If all you want to know is what one of the *listed* combinations of items in the simulator rates in comparison to oen of the other *listed* combinations, under a single set of conditions, then yes, the simulator can be used to determine that to most likely a reasonably accurate degree. But if you wnat to know what any real bike will be like compared to any other real bike, in real-world conditions, the simulator wont' tell you that.


If you want to gather data for a comparison, you have to do the actual experiments. And if you want to compare them to other people's data, then eveyrone has to have the same data points and factors. Otherwise it is not a really valid comparison--it's just a generalization of trends in the data.

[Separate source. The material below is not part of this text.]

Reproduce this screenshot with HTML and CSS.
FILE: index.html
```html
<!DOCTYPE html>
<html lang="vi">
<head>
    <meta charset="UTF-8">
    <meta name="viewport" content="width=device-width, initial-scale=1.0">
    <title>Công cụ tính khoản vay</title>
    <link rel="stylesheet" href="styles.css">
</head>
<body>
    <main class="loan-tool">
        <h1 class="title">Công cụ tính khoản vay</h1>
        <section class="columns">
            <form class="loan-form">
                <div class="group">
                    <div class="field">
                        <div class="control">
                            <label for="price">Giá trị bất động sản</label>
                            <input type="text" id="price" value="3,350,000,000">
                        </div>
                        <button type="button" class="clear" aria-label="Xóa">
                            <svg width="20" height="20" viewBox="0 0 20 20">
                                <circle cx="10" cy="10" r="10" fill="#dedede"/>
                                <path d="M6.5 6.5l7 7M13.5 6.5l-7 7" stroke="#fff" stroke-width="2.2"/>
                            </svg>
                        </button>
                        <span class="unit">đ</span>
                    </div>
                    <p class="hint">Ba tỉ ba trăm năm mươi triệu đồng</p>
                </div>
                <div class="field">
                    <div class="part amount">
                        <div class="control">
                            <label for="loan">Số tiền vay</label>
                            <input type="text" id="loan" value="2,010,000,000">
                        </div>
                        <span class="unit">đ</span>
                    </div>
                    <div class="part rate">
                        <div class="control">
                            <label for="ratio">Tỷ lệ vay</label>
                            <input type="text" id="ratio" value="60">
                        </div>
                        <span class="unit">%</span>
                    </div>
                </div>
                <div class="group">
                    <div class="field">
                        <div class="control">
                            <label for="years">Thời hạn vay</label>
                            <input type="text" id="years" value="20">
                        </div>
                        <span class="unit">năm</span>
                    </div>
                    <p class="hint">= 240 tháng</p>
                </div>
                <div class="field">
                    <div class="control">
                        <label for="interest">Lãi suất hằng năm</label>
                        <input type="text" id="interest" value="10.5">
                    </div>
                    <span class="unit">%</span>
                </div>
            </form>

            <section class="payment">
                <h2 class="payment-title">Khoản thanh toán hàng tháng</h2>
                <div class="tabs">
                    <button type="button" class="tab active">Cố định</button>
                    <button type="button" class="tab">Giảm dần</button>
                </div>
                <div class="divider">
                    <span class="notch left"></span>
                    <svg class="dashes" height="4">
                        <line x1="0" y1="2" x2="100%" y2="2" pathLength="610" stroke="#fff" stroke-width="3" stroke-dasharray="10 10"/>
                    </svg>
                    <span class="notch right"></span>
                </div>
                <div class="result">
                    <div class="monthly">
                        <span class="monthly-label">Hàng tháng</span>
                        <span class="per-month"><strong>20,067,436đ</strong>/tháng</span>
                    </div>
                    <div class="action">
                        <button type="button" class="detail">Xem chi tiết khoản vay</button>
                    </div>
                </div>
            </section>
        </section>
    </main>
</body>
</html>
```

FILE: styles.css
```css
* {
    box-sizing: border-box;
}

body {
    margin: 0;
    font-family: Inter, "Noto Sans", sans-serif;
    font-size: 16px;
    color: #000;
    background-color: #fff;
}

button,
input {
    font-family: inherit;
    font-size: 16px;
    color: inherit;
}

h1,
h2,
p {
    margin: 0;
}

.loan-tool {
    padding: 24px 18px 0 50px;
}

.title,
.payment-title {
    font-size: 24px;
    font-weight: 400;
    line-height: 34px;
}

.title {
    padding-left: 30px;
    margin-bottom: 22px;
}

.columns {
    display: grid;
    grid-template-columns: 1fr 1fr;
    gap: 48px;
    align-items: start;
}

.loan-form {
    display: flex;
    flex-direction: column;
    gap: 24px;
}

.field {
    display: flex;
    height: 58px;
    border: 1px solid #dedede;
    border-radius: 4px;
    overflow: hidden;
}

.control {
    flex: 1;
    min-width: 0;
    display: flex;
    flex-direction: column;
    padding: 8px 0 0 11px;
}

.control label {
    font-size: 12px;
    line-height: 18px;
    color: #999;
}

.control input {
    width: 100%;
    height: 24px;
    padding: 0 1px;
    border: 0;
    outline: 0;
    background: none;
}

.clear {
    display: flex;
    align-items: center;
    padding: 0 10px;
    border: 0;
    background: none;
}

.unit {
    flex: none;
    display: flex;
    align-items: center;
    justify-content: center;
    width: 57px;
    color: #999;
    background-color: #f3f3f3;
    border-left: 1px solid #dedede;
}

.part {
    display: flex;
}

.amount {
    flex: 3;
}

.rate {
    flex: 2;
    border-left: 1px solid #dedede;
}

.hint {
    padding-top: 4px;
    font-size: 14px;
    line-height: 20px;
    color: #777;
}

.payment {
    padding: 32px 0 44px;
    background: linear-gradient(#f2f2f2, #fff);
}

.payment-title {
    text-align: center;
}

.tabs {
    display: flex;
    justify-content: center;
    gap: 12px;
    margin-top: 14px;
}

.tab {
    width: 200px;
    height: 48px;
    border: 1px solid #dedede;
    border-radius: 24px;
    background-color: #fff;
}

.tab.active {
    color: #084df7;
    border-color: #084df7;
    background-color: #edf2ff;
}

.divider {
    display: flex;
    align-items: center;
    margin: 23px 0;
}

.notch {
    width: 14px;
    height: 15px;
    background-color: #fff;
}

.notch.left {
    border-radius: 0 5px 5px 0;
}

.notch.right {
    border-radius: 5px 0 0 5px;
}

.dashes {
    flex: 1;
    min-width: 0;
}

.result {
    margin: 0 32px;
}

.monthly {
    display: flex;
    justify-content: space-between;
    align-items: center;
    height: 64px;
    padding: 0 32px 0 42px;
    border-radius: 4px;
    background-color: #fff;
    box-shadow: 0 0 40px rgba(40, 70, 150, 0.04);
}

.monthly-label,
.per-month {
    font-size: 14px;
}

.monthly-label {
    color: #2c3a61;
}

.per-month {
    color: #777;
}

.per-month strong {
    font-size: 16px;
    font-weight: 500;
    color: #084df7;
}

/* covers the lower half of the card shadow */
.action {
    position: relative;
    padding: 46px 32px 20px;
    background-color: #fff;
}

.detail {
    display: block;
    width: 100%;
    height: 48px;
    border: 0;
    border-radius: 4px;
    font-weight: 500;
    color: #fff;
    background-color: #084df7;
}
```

I know that ES is not truly a science forum, but if you want accurate comparisons, the data used in them must be gathered the same way it would for a science experiment. The less accurate and expansive the information, the less accurate the comparison will be. If even a single item in the comparison list doesn't include a piece of data that all the others do, then you can't use that piece of data from any of them, to validly compare them all, unless you completely leave out that entire item's data.
 
The worst wh/mile I ever got was 30wh/mile. That was going into a nasty 20mph headwind, slightly uphill, very little pedaling (just on starts), wearing a motorcycle 3/4 face helmet, in 40 F degree temps, cruising at about 25mph, attempting an aero tuck, with stops every 1/4 mile. I usually get 18-22wh/mile and don't pedal much. My last night, out and back I got 16wh/mile with moderate pedaling.